The Dish: Mustard Mango Chile Caramel Sundae
Where to Get It: Indique, 3512-14 Connecticut Ave. NW, (202) 244-6600, indique.com
What It Is: The mustard-seed gelato that serves as the base of this dessert isn’t the only strange thing on the plate. Chef K.N. Vinod also cooks up a sauce of caramelized sugar, butter, coconut milk, mango puree, and whole red chiles to complement the gelato. It’s accompanied on the plate by fresh mango, grated coconut mixed with jaggery (blocks of unrefined cane sugar found in India), and a translucent fried curry leaf on top of the gelato.

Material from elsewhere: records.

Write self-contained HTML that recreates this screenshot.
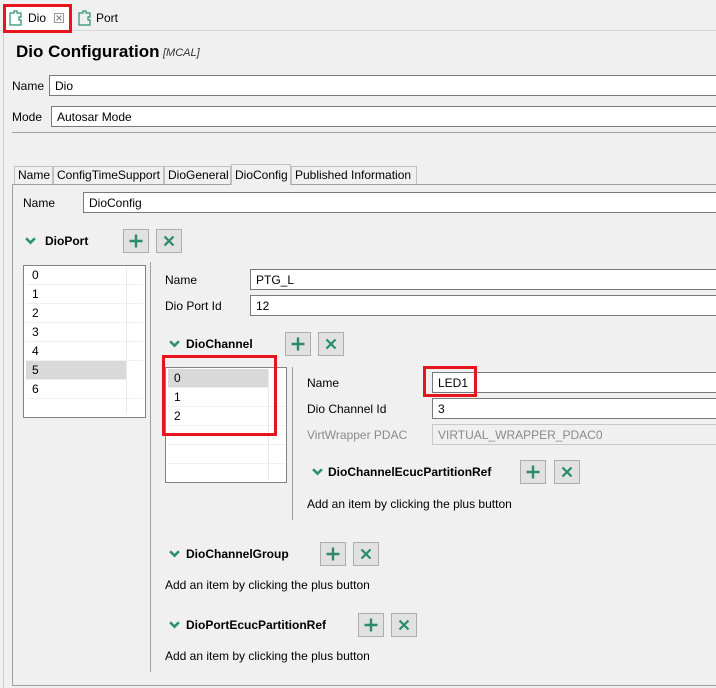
<!DOCTYPE html>
<html><head><meta charset="utf-8">
<style>
*{box-sizing:border-box;margin:0;padding:0}
body{width:716px;height:688px;background:#f0f0f0;font-family:"Liberation Sans",sans-serif;font-size:12px;color:#000;position:relative;overflow:hidden}
.a{position:absolute;white-space:nowrap}
.in{position:absolute;background:#fff;border:1px solid #7a7a7a;padding-left:5px;line-height:20px;height:21px}
.dis{background:#f0f0f0;border-color:#c8c8c8;color:#8a8a8a}
.btn{position:absolute;width:26px;height:24px;background:#e1e1e1;border:1px solid #adadad}
.btn svg{position:absolute;left:5px;top:4px}
.chev{position:absolute}
.hd{position:absolute;font-weight:bold;white-space:nowrap}
.red{position:absolute;border:3px solid #e8141c}
.tab{position:absolute;top:166px;height:18px;border:1px solid #c0c0c0;border-bottom:none;background:#f0f0f0;padding:0 3px;line-height:17px}
.list{position:absolute;background:#fff;border:1px solid #828282}
.row{position:absolute;left:2px;height:19px;line-height:19px;padding-left:6px;border-bottom:1px solid #f0f0f0}
</style></head><body>
<svg width="0" height="0" style="position:absolute"><defs>
<symbol id="pl" viewBox="0 0 14 14"><path d="M7 0.5v13M0.5 7h13" stroke="#2a8a6a" stroke-width="2.4" fill="none"/></symbol>
<symbol id="xx" viewBox="0 0 14 14"><path d="M2.5 2.5l9 9M11.5 2.5l-9 9" stroke="#2a8a6a" stroke-width="2.2" fill="none"/></symbol>
<symbol id="ch" viewBox="0 0 10 7"><path d="M1 1l4 4 4-4" stroke="#2a9070" stroke-width="2.4" fill="none"/></symbol>
</defs></svg>
<div class="a" style="left:0;top:30px;width:716px;height:1px;background:#d6d6d6"></div>
<div class="a" style="left:3px;top:30px;width:1px;height:658px;background:#d0d0d0"></div>
<div class="a" style="left:5px;top:6px;width:64px;height:25px;background:#fff"></div>
<svg class="a" style="left:9px;top:10px" width="14" height="16" viewBox="0 0 14 16"><path d="M1 3h4v-2h3v2h4v4h-2v3h2v5h-11z" fill="none" stroke="#2a9070" stroke-width="1.2"/></svg>
<div class="a" style="left:28px;top:11px">Dio</div>
<svg class="a" style="left:54px;top:13px" width="10" height="10" viewBox="0 0 10 10"><rect x="0.5" y="0.5" width="9" height="9" fill="none" stroke="#999"/><path d="M2.5 2.5l5 5M7.5 2.5l-5 5" stroke="#888" stroke-width="1.2"/></svg>
<svg class="a" style="left:78px;top:10px" width="14" height="16" viewBox="0 0 14 16"><path d="M1 3h4v-2h3v2h4v4h-2v3h2v5h-11z" fill="none" stroke="#2a9070" stroke-width="1.2"/></svg>
<div class="a" style="left:96px;top:11px">Port</div>
<div class="red" style="left:3px;top:4px;width:69px;height:29px"></div>

<div class="a" style="left:16px;top:42px;font-size:17px;font-weight:bold">Dio Configuration</div>
<div class="a" style="left:163px;top:47px;font-size:11px;font-style:italic;color:#333">[MCAL]</div>
<div class="a" style="left:12px;top:79px">Name</div>
<div class="in" style="left:49px;top:75px;width:680px">Dio</div>
<div class="a" style="left:12px;top:110px">Mode</div>
<div class="in" style="left:51px;top:106px;width:680px">Autosar Mode</div>
<div class="a" style="left:12px;top:132px;width:704px;height:1px;background:#a0a0a0"></div>

<div class="tab" style="left:14px;width:39px">Name</div>
<div class="tab" style="left:53px;width:111px">ConfigTimeSupport</div>
<div class="tab" style="left:164px;width:67px">DioGeneral</div>
<div class="tab" style="left:231px;width:60px;top:164px;height:21px;line-height:21px;z-index:2">DioConfig</div>
<div class="tab" style="left:291px;width:126px">Published Information</div>
<div class="a" style="left:12px;top:184px;width:710px;height:502px;border:1px solid #a0a0a0"></div>

<div class="a" style="left:23px;top:196px">Name</div>
<div class="in" style="left:83px;top:192px;width:640px">DioConfig</div>

<svg class="chev" style="left:25px;top:237px" width="11" height="8"><use href="#ch"/></svg>
<div class="hd" style="left:45px;top:234px">DioPort</div>
<div class="btn" style="left:123px;top:229px"><svg width="14" height="14"><use href="#pl"/></svg></div>
<div class="btn" style="left:156px;top:229px"><svg width="14" height="14"><use href="#xx"/></svg></div>

<div class="list" style="left:23px;top:265px;width:123px;height:153px">
<div class="a" style="left:102px;top:2px;width:1px;height:145px;background:#e8e8e8"></div>
<div class="row" style="top:0;width:117px">0</div>
<div class="row" style="top:19px;width:117px">1</div>
<div class="row" style="top:38px;width:117px">2</div>
<div class="row" style="top:57px;width:117px">3</div>
<div class="row" style="top:76px;width:117px">4</div>
<div class="row" style="top:95px;width:100px;background:#d9d9d9">5</div>
<div class="row" style="top:114px;width:117px">6</div>
<div class="row" style="top:133px;width:117px;border:none"></div>
</div>
<div class="a" style="left:150px;top:262px;width:1px;height:410px;background:#a0a0a0"></div>

<div class="a" style="left:165px;top:273px">Name</div>
<div class="in" style="left:250px;top:269px;width:480px">PTG_L</div>
<div class="a" style="left:165px;top:299px">Dio Port Id</div>
<div class="in" style="left:250px;top:295px;width:480px">12</div>

<svg class="chev" style="left:169px;top:340px" width="11" height="8"><use href="#ch"/></svg>
<div class="hd" style="left:186px;top:337px">DioChannel</div>
<div class="btn" style="left:285px;top:332px"><svg width="14" height="14"><use href="#pl"/></svg></div>
<div class="btn" style="left:318px;top:332px"><svg width="14" height="14"><use href="#xx"/></svg></div>

<div class="list" style="left:165px;top:367px;width:122px;height:116px">
<div class="a" style="left:102px;top:2px;width:1px;height:110px;background:#e8e8e8"></div>
<div class="row" style="top:1px;width:100px;background:#d9d9d9">0</div>
<div class="row" style="top:20px;width:117px">1</div>
<div class="row" style="top:39px;width:117px">2</div>
<div class="row" style="top:58px;width:117px"></div>
<div class="row" style="top:77px;width:117px"></div>
</div>
<div class="red" style="left:162px;top:355px;width:115px;height:81px"></div>
<div class="a" style="left:292px;top:367px;width:1px;height:153px;background:#a0a0a0"></div>

<div class="a" style="left:307px;top:376px">Name</div>
<div class="in" style="left:432px;top:372px;width:300px">LED1</div>
<div class="red" style="left:423px;top:366px;width:54px;height:31px"></div>
<div class="a" style="left:307px;top:402px">Dio Channel Id</div>
<div class="in" style="left:432px;top:398px;width:300px">3</div>
<div class="a" style="left:307px;top:428px;color:#8a8a8a">VirtWrapper PDAC</div>
<div class="in dis" style="left:432px;top:424px;width:300px">VIRTUAL_WRAPPER_PDAC0</div>

<svg class="chev" style="left:312px;top:468px" width="11" height="8"><use href="#ch"/></svg>
<div class="hd" style="left:328px;top:465px">DioChannelEcucPartitionRef</div>
<div class="btn" style="left:520px;top:460px"><svg width="14" height="14"><use href="#pl"/></svg></div>
<div class="btn" style="left:554px;top:460px"><svg width="14" height="14"><use href="#xx"/></svg></div>
<div class="a" style="left:307px;top:497px">Add an item by clicking the plus button</div>

<svg class="chev" style="left:169px;top:550px" width="11" height="8"><use href="#ch"/></svg>
<div class="hd" style="left:186px;top:547px">DioChannelGroup</div>
<div class="btn" style="left:320px;top:542px"><svg width="14" height="14"><use href="#pl"/></svg></div>
<div class="btn" style="left:353px;top:542px"><svg width="14" height="14"><use href="#xx"/></svg></div>
<div class="a" style="left:165px;top:578px">Add an item by clicking the plus button</div>

<svg class="chev" style="left:169px;top:621px" width="11" height="8"><use href="#ch"/></svg>
<div class="hd" style="left:186px;top:618px">DioPortEcucPartitionRef</div>
<div class="btn" style="left:358px;top:613px"><svg width="14" height="14"><use href="#pl"/></svg></div>
<div class="btn" style="left:391px;top:613px"><svg width="14" height="14"><use href="#xx"/></svg></div>
<div class="a" style="left:165px;top:649px">Add an item by clicking the plus button</div>
</body></html>
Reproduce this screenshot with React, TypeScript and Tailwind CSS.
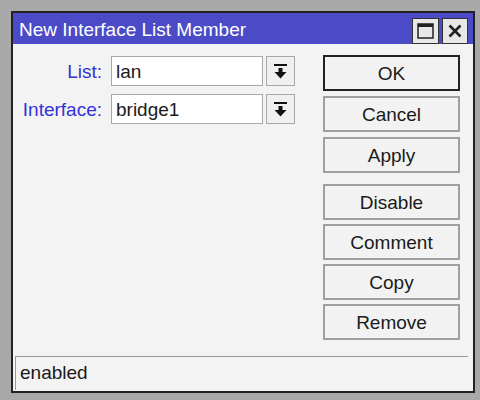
import React from "react";

const font = { fontFamily: '"Liberation Sans", Arial, sans-serif' };

function DropIcon() {
  return (
    <svg width="13" height="15" viewBox="0 0 13 15">
      <rect x="0" y="0" width="13" height="2" fill="#111" />
      <path d="M4.5 4h4v4h4l-6 6.5l-6-6.5h4z" fill="#111" />
    </svg>
  );
}

function Field({ label, value }: { label: string; value: string }) {
  return (
    <div className="flex items-center h-[30px]">
      <div className="w-[89px] text-right text-[19px] text-[#3232d8] leading-none">{label}</div>
      <div className="ml-[9px] w-[152px] h-[30px] bg-white border border-[#a8a8a8] flex items-center pl-[4px] text-[19px] text-[#1a1a1a] leading-none">
        {value}
      </div>
      <div className="ml-[3px] w-[29px] h-[30px] bg-[#f0f0f0] border border-[#a8a8a8] flex items-center justify-center">
        <DropIcon />
      </div>
    </div>
  );
}

function Btn({ label, primary }: { label: string; primary?: boolean }) {
  return (
    <div
      className={
        "w-[137px] h-[36px] flex items-center justify-center text-[19px] text-[#1a1a1a] leading-none bg-[#f2f2f2] " +
        (primary ? "border-2 border-[#222]" : "border-2 border-[#a0a0a0]")
      }
    >
      {label}
    </div>
  );
}

export default function App() {
  return (
    <div className="w-[480px] h-[400px] bg-[#a9a9a9] pt-[11px] pl-[11px]" style={font}>
      <div className="w-[464px] h-[382px] border-2 border-[#222] bg-[#f3f3f3] flex flex-col">
        <div className="h-[31px] bg-[#4b4bc8] flex items-center justify-between pl-[6px] pr-[5px]">
          <span className="text-white text-[19px] leading-none pt-[2px]">New Interface List Member</span>
          <div className="flex gap-[3px] pt-[4px]">
            <div className="w-[27px] h-[26px] bg-[#e8e8e8] border border-[#333] flex items-center justify-center">
              <svg width="17" height="16" viewBox="0 0 17 16">
                <rect x="1" y="1" width="15" height="14" fill="none" stroke="#222" strokeWidth="1.5" />
                <rect x="1" y="1" width="15" height="3" fill="#222" />
              </svg>
            </div>
            <div className="w-[26px] h-[26px] bg-[#e8e8e8] border border-[#333] flex items-center justify-center">
              <svg width="14" height="14" viewBox="0 0 14 14">
                <path d="M1.5 1.5l11 11M12.5 1.5l-11 11" stroke="#222" strokeWidth="2.6" />
              </svg>
            </div>
          </div>
        </div>
        <div className="flex-1 flex justify-between pr-[13px]">
          <div className="flex flex-col gap-[8px] pt-[12px]">
            <Field label="List:" value="lan" />
            <Field label="Interface:" value="bridge1" />
          </div>
          <div className="flex flex-col pt-[11px]">
            <div className="flex flex-col gap-[5px]">
              <Btn label="OK" primary />
              <Btn label="Cancel" />
              <Btn label="Apply" />
            </div>
            <div className="flex flex-col gap-[4px] mt-[11px]">
              <Btn label="Disable" />
              <Btn label="Comment" />
              <Btn label="Copy" />
              <Btn label="Remove" />
            </div>
          </div>
        </div>
        <div className="ml-[2px] mr-[5px] mb-[1px] h-[34px] border-t border-l border-[#9a9a9a] flex items-center pl-[4px] pb-[2px] text-[19px] text-[#1a1a1a] leading-none">
          enabled
        </div>
      </div>
    </div>
  );
}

What It Tastes Like: You know how you’ve always thought mustard and ice cream would be a great combo? No? That’s too bad, because this is actually pretty damn tasty. The key to this dish is balance, with all of the elements—spicy, earthy, tropical fruity, and creamy—working in concert to create something better than the sum of its parts. It’s tough to pin down exactly what’s happening when it hits your mouth, but it does suggest a faint wasabi-like quality.
The Story: Indique recently underwent a dining room refresh and menu overhaul after 14 years in business. A cornerstone of that reinvention was to bring in bartender Carlie Steiner of Stir Bartending Co. to revamp the cocktail menu, which now includes a drink made with tequila blanco, lime, mint, and toasted mustard seed syrup. The restaurant was already collaborating on a dessert with Dolci Gelati owner Gianluigi Dellaccio, and a surplus of mustard syrup during the research and development phase of the new cocktail menu brought two and two together. Vinod says he was also looking to improve his bottom line after years of noticing that traditional Indian desserts generally weren’t appealing to American diners. “They always used to find Indian desserts very boring or too sweet,” he says. Now, people are taking notice of the interesting flavors.